Concernant l’animation en tant que telle, le dessin dépouillé de ce décors unique, plage, mer, ciel, forêt de bambous, est magnifié par des aplats de trames changeantes éclairées avec génie. Les ciels étoilés, par exemple, sont des œuvres d’art en eux-mêmes. Il n’y a aucun doute que le producteur artistique du film, nul autre qu’Isao Takahata, le second homme du Studio Ghibli, auteur des magnifiques Princesse Kaguya, La famille Yamada, Ponpoko ou encore du Tombeau des Lucioles, y est pour quelque chose.
Car, bien que réalisé et scénarisé par un néerlandais, animé par des équipes françaises essentiellement et produit par Arte, France Télévision et la RTBF, il s’agit bien d’un film des Studio Ghibli. Un article intéressant du premier numéro d’Ôtomo, la déclinaison japonaise/asiatique du toujours très recommandable mook Rockyrama, se posait la question du futur de la « grande » animation japonaise après la retraite du géant Hayao Miyazaki. L’article, qui regrettait que l’animation japonaise semblait se résumer aux œuvres du père de Nausicaa après les coups d’essai non confirmés de Mamoru Oshii, d’Ôtomo lui-même ou du regretté Satoshi Kon, l’article, disais-je, se posait la question de l’avenir des Studio Ghibli. Il se clôturait en se demandant si le célèbre Studio ne devait pas finalement se réinventer en transcendant son particularisme nippon, comme il semblait vouloir le faire en produisant La Tortue Rouge. Au vu du résultat, oui et trois fois oui.

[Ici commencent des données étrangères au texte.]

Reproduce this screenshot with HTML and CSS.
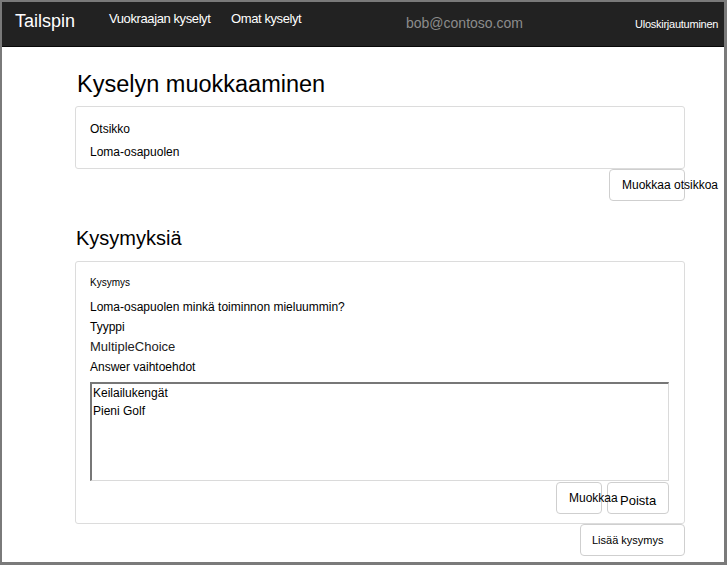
FILE: index.html
```html
<!DOCTYPE html>
<html lang="fi">
<head>
<meta charset="utf-8">
<title>Kyselyn muokkaaminen</title>
<link rel="stylesheet" href="styles.css">
</head>
<body>
<div class="frame">
  <nav class="navbar">
    <span class="brand">Tailspin</span>
    <span class="nav-link first">Vuokraajan kyselyt</span>
    <span class="nav-link second">Omat kyselyt</span>
    <span class="user">bob@contoso.com</span>
    <span class="logout">Uloskirjautuminen</span>
  </nav>
  <main class="content">
    <h1 class="title">Kyselyn muokkaaminen</h1>
    <section class="panel panel-title">
      <div class="label">Otsikko</div>
      <div class="value">Loma-osapuolen</div>
    </section>
    <div class="actions">
      <button class="btn">Muokkaa otsikkoa</button>
    </div>
    <h2 class="subtitle">Kysymyksiä</h2>
    <section class="panel panel-question">
      <div class="small-label">Kysymys</div>
      <div class="q-line">Loma-osapuolen minkä toiminnon mieluummin?</div>
      <div class="q-line">Tyyppi</div>
      <div class="q-line type">MultipleChoice</div>
      <div class="q-line">Answer vaihtoehdot</div>
      <div class="answers">
        <div>Keilailukengät</div>
        <div>Pieni Golf</div>
      </div>
      <div class="actions tight">
        <button class="btn btn-edit">Muokkaa</button>
        <button class="btn btn-delete">Poista</button>
      </div>
    </section>
    <div class="actions">
      <button class="btn btn-add">Lisää kysymys</button>
    </div>
  </main>
</div>
</body>
</html>
```

FILE: styles.css
```css
* { box-sizing: border-box; }

html, body {
  margin: 0;
  padding: 0;
  background: #fff;
}

body {
  font-family: "Liberation Sans", Arial, sans-serif;
  color: #111;
}

.frame {
  width: 727px;
  height: 565px;
  border-style: solid;
  border-color: #7a7a7a;
  border-width: 2px 3px 3px 2px;
  overflow: hidden;
  background: #fff;
}

.navbar {
  display: flex;
  align-items: flex-start;
  height: 45px;
  background: #222;
  border-bottom: 1px solid #080808;
  padding-left: 13px;
  white-space: nowrap;
}

.brand {
  width: 94px;
  font-size: 18px;
  line-height: 20px;
  padding-top: 9px;
  color: #fff;
}

.nav-link {
  font-size: 13px;
  line-height: 16px;
  padding-top: 9px;
  color: #fff;
  letter-spacing: -0.4px;
}

.nav-link.first { width: 122px; }
.nav-link.second { width: 175px; }

.user {
  width: 229px;
  font-size: 14px;
  line-height: 16px;
  padding-top: 13px;
  color: #8c8c8c;
}

.logout {
  font-size: 11px;
  line-height: 14px;
  padding-top: 15px;
  color: #fff;
  letter-spacing: -0.25px;
}

.content {
  padding-left: 73px;
  width: 683px;
}

.title {
  margin: 24px 0 9px 2px;
  font-size: 23.5px;
  line-height: 26px;
  font-weight: normal;
  color: #000;
}

.subtitle {
  margin: 26px 0 12px 1px;
  font-size: 20px;
  line-height: 22px;
  font-weight: normal;
  color: #000;
}

.panel {
  border: 1px solid #dcdcdc;
  border-radius: 3px;
  padding-left: 14px;
  padding-right: 15px;
}

.panel-title {
  padding-top: 12px;
  padding-bottom: 6px;
  display: flex;
  flex-direction: column;
  gap: 3px;
}

.label, .value {
  font-size: 12px;
  line-height: 20px;
  color: #000;
}

.actions {
  display: flex;
  justify-content: flex-end;
  gap: 5px;
}

.btn {
  height: 32px;
  width: 76px;
  padding: 0 0 0 12px;
  text-align: left;
  white-space: nowrap;
  overflow: visible;
  background: #fff;
  border: 1px solid #cfcfcf;
  border-radius: 4px;
  font-family: "Liberation Sans", Arial, sans-serif;
  font-size: 12px;
  color: #000;
}

.panel-question {
  padding-top: 11px;
  padding-bottom: 9px;
}

.small-label {
  font-size: 10px;
  line-height: 20px;
  margin-bottom: 4px;
  color: #000;
}

.q-line {
  font-size: 12px;
  line-height: 20px;
  color: #000;
}

.q-line.type {
  font-size: 13px;
  color: #222;
}

.answers {
  margin-top: 5px;
  height: 99px;
  border-style: solid;
  border-color: #777 #dadada #dadada #777;
  border-width: 2px 1px 1px 2px;
  padding: 0 1px;
  font-size: 12px;
  line-height: 18px;
  color: #000;
}

.actions.tight {
  margin-top: 1px;
}

.btn-edit {
  width: 46px;
  position: relative;
  z-index: 1;
  background: transparent;
}

.btn-delete {
  width: 62px;
  font-size: 13px;
  padding-top: 4px;
}

.btn-add {
  width: 105px;
  padding-left: 11px;
  font-size: 11px;
}
```
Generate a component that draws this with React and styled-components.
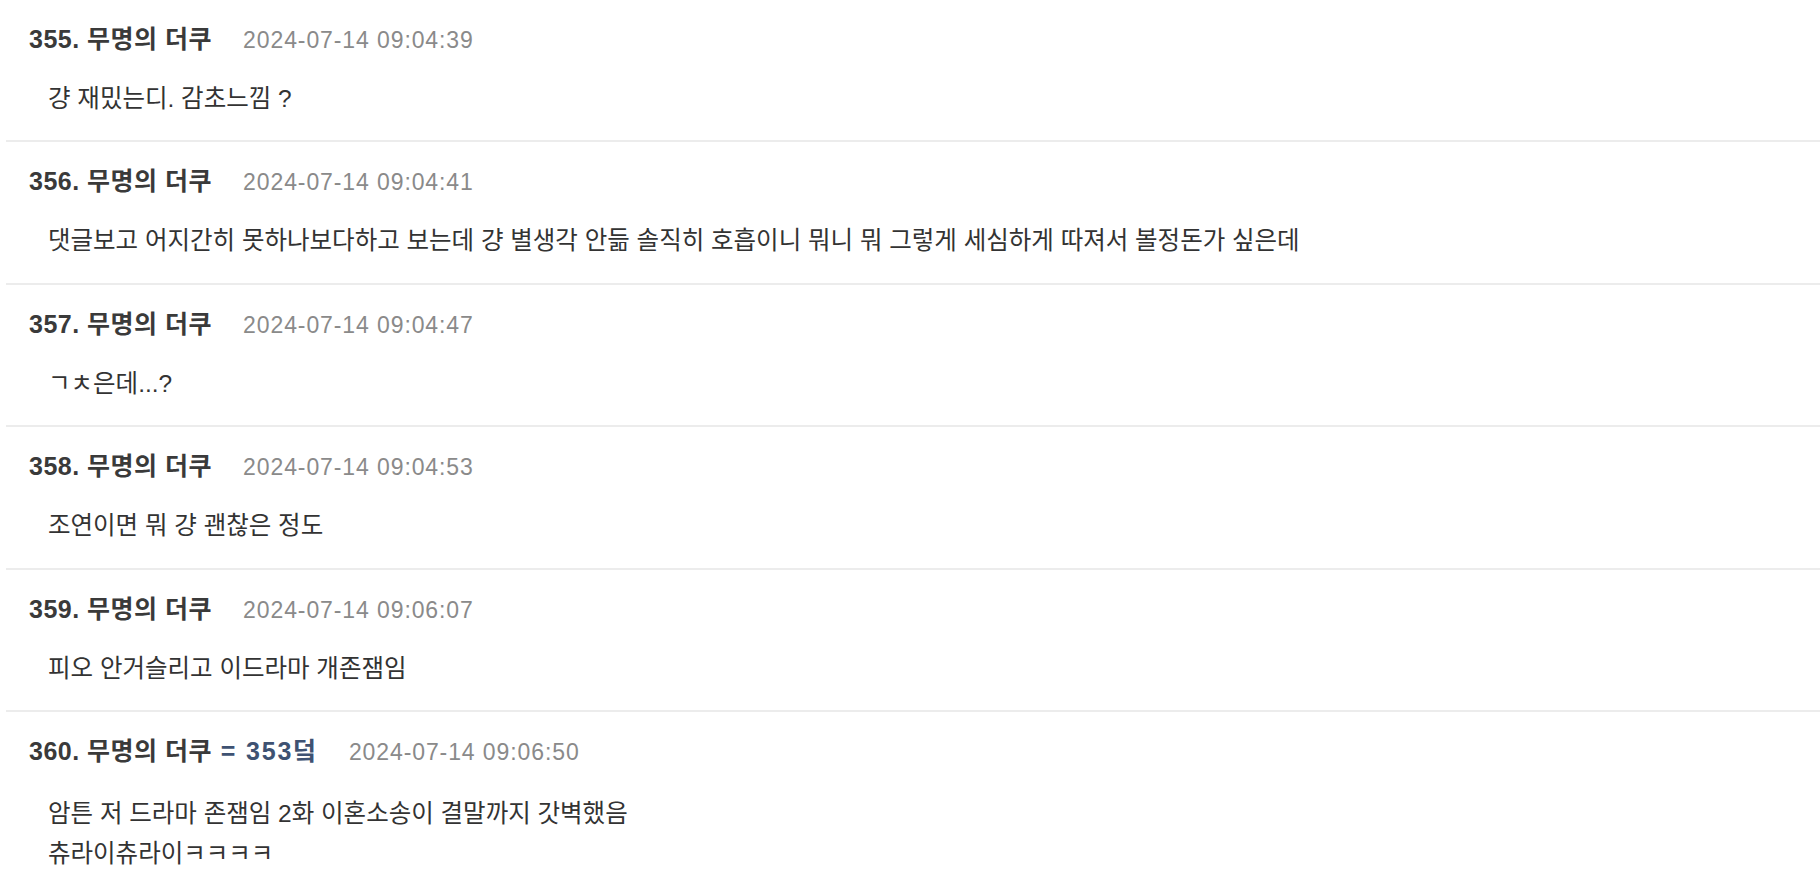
import React from 'react';
import styled, { createGlobalStyle } from 'styled-components';

const GlobalStyle = createGlobalStyle`
  html, body {
    margin: 0;
    padding: 0;
    background: #fff;
  }
  body {
    font-family: "Liberation Sans", "Noto Sans CJK KR", sans-serif;
    overflow: hidden;
  }
`;

const CommentList = styled.ul`
  list-style: none;
  margin: 0 0 0 6px;
  padding: 0;
`;

const CommentItem = styled.li`
  padding: 21px 0 21.4px 23px;
  border-bottom: 2px solid #ececec;
`;

const CommentHeader = styled.div`
  height: 36px;
  line-height: 36px;
  white-space: nowrap;
`;

const Author = styled.span`
  font-size: 25px;
  font-weight: 700;
  letter-spacing: 0.5px;
  color: #3a3a3a;
`;

const Reply = styled.span`
  letter-spacing: 1.8px;
  color: #3e5272;
`;

const Timestamp = styled.span`
  margin-left: 31px;
  font-size: 23px;
  letter-spacing: 0.9px;
  color: #8a8a8a;
`;

const CommentBody = styled.div`
  margin-top: ${(p) => (p.$multiline ? '25px' : '22px')};
  padding-left: 19px;
  font-size: 24.5px;
  line-height: 40px;
  color: #333;
`;

const comments = [
  { no: 355, time: '2024-07-14 09:04:39', lines: ['걍 재밌는디. 감초느낌 ?'] },
  {
    no: 356,
    time: '2024-07-14 09:04:41',
    lines: ['댓글보고 어지간히 못하나보다하고 보는데 걍 별생각 안듦 솔직히 호흡이니 뭐니 뭐 그렇게 세심하게 따져서 볼정돈가 싶은데'],
  },
  { no: 357, time: '2024-07-14 09:04:47', lines: ['ㄱㅊ은데...?'] },
  { no: 358, time: '2024-07-14 09:04:53', lines: ['조연이면 뭐 걍 괜찮은 정도'] },
  { no: 359, time: '2024-07-14 09:06:07', lines: ['피오 안거슬리고 이드라마 개존잼임'] },
  {
    no: 360,
    reply: 353,
    time: '2024-07-14 09:06:50',
    lines: ['암튼 저 드라마 존잼임 2화 이혼소송이 결말까지 갓벽했음', '츄라이츄라이ㅋㅋㅋㅋ'],
  },
];

const App = () => (
  <>
    <GlobalStyle />
    <CommentList>
      {comments.map((c) => (
        <CommentItem key={c.no}>
          <CommentHeader>
            <Author>
              {c.no}. 무명의 더쿠
              {c.reply && <Reply> = {c.reply}덬</Reply>}
            </Author>
            <Timestamp>{c.time}</Timestamp>
          </CommentHeader>
          <CommentBody $multiline={c.lines.length > 1}>
            {c.lines.map((line, i) => (
              <div key={i}>{line}</div>
            ))}
          </CommentBody>
        </CommentItem>
      ))}
    </CommentList>
  </>
);

export default App;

C’est d’autant plus dommage que le film, nommé aux oscars en 2017, s’est incliné devant Zootopie, œuvre qui, bien que réussie, me semble nettement plus conventionnelle. La Tortue Rouge aurait pu être le digne successeur du Voyage de Chihiro (2003, déjà), là où le Château ambulant s’était incliné face aux Studio Aardman et à leur excellent Wallace & Gromit : Le Mystère du Lapin Garou, où le Vent se lève s’est incliné face au blockbuster La Reine des Neige et où Le Conte de la Princesse Kaguya s’est incliné face au nettement plus moyen Les Nouveaux Héros. La reconnaissance qu’elle mérite ne lui sera donc pas accordée, malheureusement.
L’on peut se consoler en se disant que La Tortue Rouge restera alors, d’ici quelques années, comme un succès d’estime oublié que seuls quelques passionnés se rappelleront. Je ne peux que vous souhaiter d’en faire partie. Du fond du cœur.